As far as derivatives pricing is concerned, dependence modelling with copula functions is widely used in applications of financial risk assessment and actuarial analysis – for example in the pricing of collateralized debt obligations (CDOs). Some believe the methodology of applying the Gaussian copula to credit derivatives to be one of the reasons behind the global financial crisis of 2008–2009. Despite this perception, there are documented attempts of the financial industry, occurring before the crisis, to address the limitations of the Gaussian copula and of copula functions more generally, specifically the lack of dependence dynamics and the poor representation of extreme events. There have been attempts to propose models rectifying some of the copula limitations.

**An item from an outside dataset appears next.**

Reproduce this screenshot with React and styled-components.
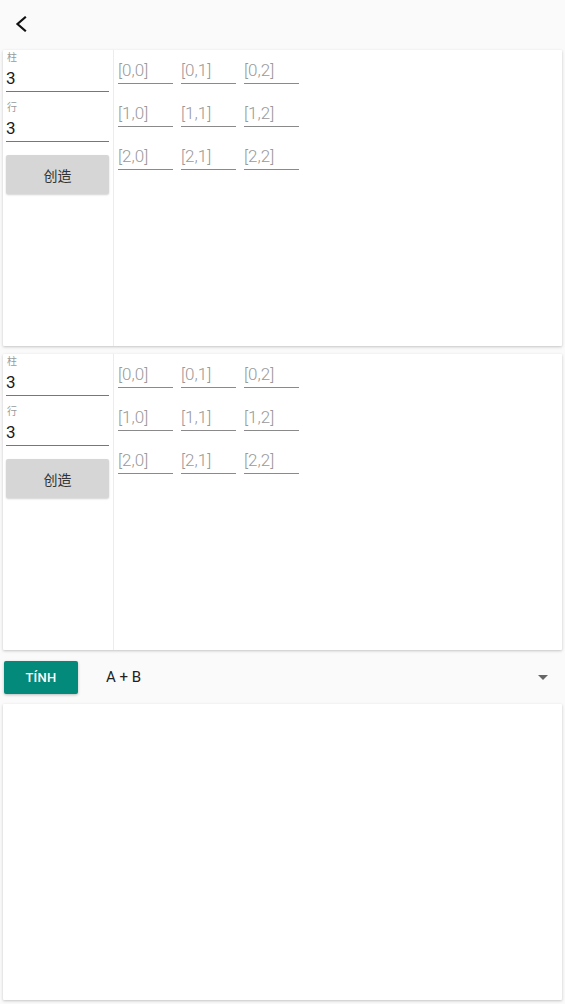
import * as React from "react";
import styled, { createGlobalStyle } from "styled-components";

const GlobalStyle = createGlobalStyle`
  html, body {
    margin: 0;
    padding: 0;
    background: #fafafa;
    font-family: Roboto, "Noto Sans CJK SC", sans-serif;
  }
  * {
    box-sizing: border-box;
  }
`;

const Page = styled.div`
  width: 565px;
  min-height: 1004px;
  display: flex;
  flex-direction: column;
  background: #fafafa;
`;

const Header = styled.header`
  height: 48px;
  display: flex;
  align-items: center;
  padding-left: 12px;
  margin-bottom: 2px;
`;

const BackButton = styled.button`
  width: 18px;
  height: 24px;
  padding: 0;
  border: none;
  background: none;
  display: flex;
  align-items: center;
  justify-content: center;
`;

const Card = styled.section`
  margin: 0 3px;
  height: ${(p) => p.$height}px;
  background: #fff;
  box-shadow: 0 1px 3px rgba(0, 0, 0, 0.22);
  border-radius: 1px;
  display: flex;
`;

const Stack = styled.div`
  display: flex;
  flex-direction: column;
  gap: 8px;
`;

const SideColumn = styled.div`
  width: 111px;
  border-right: 1px solid #ececec;
  padding: 0 4px 0 3px;
  display: flex;
  flex-direction: column;
`;

const Field = styled.label`
  display: flex;
  flex-direction: column;
  margin-top: ${(p) => p.$top || 0}px;
`;

const FieldLabel = styled.span`
  font-size: 10px;
  line-height: 16px;
  color: #9a9a9a;
  padding-left: 1px;
`;

const FieldValue = styled.span`
  font-size: 17px;
  line-height: 25px;
  color: #1a1a1a;
  border-bottom: 1px solid #777;
`;

const CreateButton = styled.button`
  margin-top: 13px;
  height: 39px;
  border: none;
  border-radius: 2px;
  background: #d6d6d6;
  box-shadow: 0 1px 2px rgba(0, 0, 0, 0.18);
  color: #333;
  font-family: Roboto, "Noto Sans CJK SC", sans-serif;
  font-size: 14px;
`;

const MatrixGrid = styled.div`
  padding: 10px 0 0 4px;
  display: grid;
  grid-template-columns: repeat(3, 55px);
  grid-auto-rows: 24px;
  column-gap: 8px;
  row-gap: 19px;
  align-content: start;
`;

const Cell = styled.div`
  font-size: 17px;
  font-weight: 300;
  line-height: 21px;
  color: #9a9a9a;
  border-bottom: 1px solid #8a8a8a;
  white-space: nowrap;
`;

const Toolbar = styled.div`
  height: 54px;
  display: flex;
  align-items: center;
  padding: 0 4px;
`;

const PrimaryButton = styled.button`
  width: 74px;
  height: 33px;
  border: none;
  border-radius: 2px;
  background: #048a7b;
  box-shadow: 0 1px 3px rgba(0, 0, 0, 0.25);
  color: #fff;
  font-family: Roboto, sans-serif;
  font-size: 13px;
  font-weight: 500;
  letter-spacing: 0.3px;
`;

const Select = styled.div`
  flex: 1;
  margin-left: 28px;
  margin-right: 13px;
  display: flex;
  align-items: center;
  justify-content: space-between;
  font-size: 15px;
  color: #222;
`;

const Caret = styled.span`
  width: 0;
  height: 0;
  border-left: 5px solid transparent;
  border-right: 5px solid transparent;
  border-top: 5px solid #666;
`;

const cells = [
  ["[0,0]", "[0,1]", "[0,2]"],
  ["[1,0]", "[1,1]", "[1,2]"],
  ["[2,0]", "[2,1]", "[2,2]"],
];

function MatrixCard() {
  return (
    <Card $height={296}>
      <SideColumn>
        <Field>
          <FieldLabel>柱</FieldLabel>
          <FieldValue>3</FieldValue>
        </Field>
        <Field $top={8}>
          <FieldLabel>行</FieldLabel>
          <FieldValue>3</FieldValue>
        </Field>
        <CreateButton>创造</CreateButton>
      </SideColumn>
      <MatrixGrid>
        {cells.flat().map((c) => (
          <Cell key={c}>{c}</Cell>
        ))}
      </MatrixGrid>
    </Card>
  );
}

export default function App() {
  return (
    <Page>
      <GlobalStyle />
      <Header>
        <BackButton aria-label="back">
          <svg width="12" height="16" viewBox="0 0 12 16">
            <polyline
              points="10,1.5 2.5,8 10,14.5"
              fill="none"
              stroke="#111"
              strokeWidth="2.2"
              strokeLinecap="square"
            />
          </svg>
        </BackButton>
      </Header>
      <Stack>
        <MatrixCard />
        <MatrixCard />
      </Stack>
      <Toolbar>
        <PrimaryButton>TÍNH</PrimaryButton>
        <Select>
          <span>A + B</span>
          <Caret />
        </Select>
      </Toolbar>
      <Card $height={296} />
    </Page>
  );
}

While the application of copulas in credit has gone through popularity as well as misfortune during the global financial crisis of 2008–2009, it is arguably an industry standard model for pricing CDOs. Copulas have also been applied to other asset classes as a flexible tool in analyzing multi-asset derivative products. The first such application outside credit was to use a copula to construct an implied basket volatility surface, taking into account the volatility smile of basket components. Copulas have since gained popularity in pricing and risk management  of options on multi-assets in the presence of volatility smile/skew, in equity, foreign exchange and fixed income derivative business. Some typical example applications of copulas are listed below:

• Analyzing and pricing volatility smile/skew of exotic baskets, e.g. best/worst of;
• Analyzing and pricing volatility smile/skew of less liquid FX cross, which is effectively a basket: C = S1/S2 or C = S1*S2;

### Civil engineering

Recently, copula functions have been successfully applied to the database formulation for the reliability analysis of highway bridges, and to various multivariate simulation studies in civil, mechanical and offshore engineering.

### Medicine

Copula functions have been successfully applied to the analysis of spike counts in neuroscience. 

### Weather research

Copulas have been extensively used in climate and weather related research.

### Random vector generation

Large synthetic traces of vectors and stationary time series can be generated using empirical copula while preserving the entire dependence structure of small datasets. Such empirical traces are useful in various simulation-based performance studies.